If you insist on delivery, it just
might blow up in your face.
I shouldn't have been surprised. He also once said, “The worst pizza in the world delivered to your door is better than the best pizza in the world you have to go out for.” Obviously he hated to go out, and he was willing to suffer and to subject his family to some truly appalling pizza not to go out. That's just the kind of attitude, over time, that gets you into divorce court. In the end I think staying married means doing the best you can by the people you love, even if that means you have to go out for pizza when you'd rather sit at home sipping martinis.
It's the little things that add up, eventually, to 45 years of good living. All the best to those who are willing to try. Like Red Green used to say, “We're all in this together. I'm pulling for you.”

Friday, August 22, 2014

Stood Up! Shot Down!


Prospective Book Cover
I've been stood up more than my fair share of times. By that I mean that I'm often left wondering what happened to people with whom I've made a social contract when it comes time for them to deliver according to the intentions they've expressed. It happens almost as frequently as getting interrupted in conversation, about which I have written here. It happened again this week, not in the usual sense of the term 'stood up' of course because I no longer arrange dates with women I meet. My wife frowns on the practice.

This all started when I was in high school more than half a century ago. I arranged a date with a cute little slip of a blond from the neighboring village of St. Henry, Ohio. I had in common with the girl, whose name is long lost to history, that we were both Catholic and we both played saxophone in our respective high-school marching bands. It was my first bona-fide date in the sense that I'd manned up through my own force of will, asked her out in a straightforward manner without the usual teenage machinations and guile, and she had accepted in spite of already knowing what I looked like, an obvious fact to me since I was standing in front of her when she said yes. It was a pretty satisfying experience for me up to this point.

Imagine my surprise then, when I showed up on her doorstep two evenings later only to be informed by her dad that she was “out on a date.” Apparently she had got a better offer in the interim. I was a little cheesed, but I didn't have a lot of experience against which to weigh and evaluate the outcome so I just moved on. One of the great attributes of the teen years is resilience in the face of truly devastating emotional setbacks.

Some time later I met Dee Phister. We worked together at a motor hotel in Columbus, Ohio. She was another blond slip of a thing with a pixie haircut and an engaging sense of humor. I liked her a lot, but I waited a good long time before I asked her out. I wanted to know her well enough, and she me, that there wouldn't be any surprises. I still remember her name because she surprised me . . . twice. The first time (shame on her) I got the news from her dad. Was a pattern emerging? “Out on a date,” he said . . . so yes, I imagine so. The second time (shame on me) the news came from a roommate at her new apartment near the university campus. The explanation was in two parts: “Out on a date,” and “Got back together with her old boyfriend.” Oh well.

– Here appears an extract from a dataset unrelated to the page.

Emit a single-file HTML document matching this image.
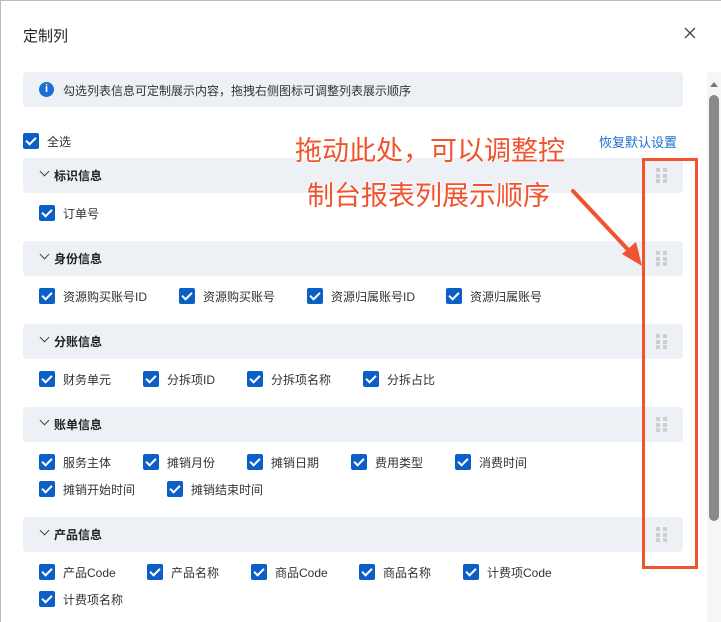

About this time I quit asking women out on dates. It didn't seem to me that there was any future in it . . . at least not for me. Whenever a woman agreed to go out with me, she would use the occasion to leverage herself into a better situation with someone else. Or so it seemed. I mean this kind of thing happened a lot. I'm just hitting the high points here.

When I quit asking women out on dates they found new ways to frustrate my romantic sensibilities. I remember one in particular, yet another blond slip of a thing. She ran in some of the same circles as I in Tampa, Florida. I didn't know her so much as know of her. I saw her frequently at our local watering hole, TGI Fridays. I don't remember her name either, but she was originally from Powderville, South Carolina, and she had a voice as thick and sweet as magnolia sap on a late Spring morning. She also had a reputation for being elusive quarry. Many brave young men had attempted to woo her, but she wasn't having any. She never went out with anyone I knew at the time. Then one night she confided in a friend of mine (a friend who eventually became my wife I should point out) that she thought I just might be the balm in her breeze.

Armed with this superior intelligence, I approached her a few days later. All I had to say was, “hello.” She turned away abruptly without so much as a nod to my presence. The balm in her breeze had apparently turned into the bitter in her lemon.
So much for confidence born of secret admissions. So much for the logical progression of time. I'm sure in retrospect that I'm better off things went the way they did, but at the time it was a curious turn of events that left me wondering if there was ever any sense to be made of my universe. I did the only thing I think made any sense in the circumstances. I quit pursuing blonds altogether. I don't know if hair color was the crux of my problem, but I do know that for me at least, brunettes have been much more likely to act as I think they ought.


So now, decades later, even though I don't date or hang with women with an eye to romantic involvement, the universe still doesn't make much sense to me. A fellow I don't know contacted a friend of mine on Facebook to ask if she would be interested in doing the artwork for a cover for his new book. She wasn't, but she suggested that he contact me. He did. He friended me on Facebook and sent me a direct message. He said he had just finished the novel and “needed a cover badly.” He described what he was looking for in some detail, and I decided that I could do it. I thought we were on our way to a fine artistic partnership. I was excited about the prospect of starting a portfolio of book covers and marketing myself as a cover artist/designer, something I have thought that I might be good at. (I offer my cover for Speedster as evidence.)

But now the fellow has seemingly fallen off the face of the earth. I have thus far sent him three Facebook direct messages, posted on his timeline once, and sent him an email. He left me a phone number, which I would gladly call, but it has too many digits and I don't know which one to leave out. He has failed to respond to any of my missives. I would just chalk this up to another flake in the crusty pie shell of my world, but I've already made his book cover. You can see it in first draft form at the top of this post. I think it's really pretty good. I think he'll think so too, but I don't have any idea what happened to him. Probably, in the interim, he thinks he got a better offer. I wonder if he's blond.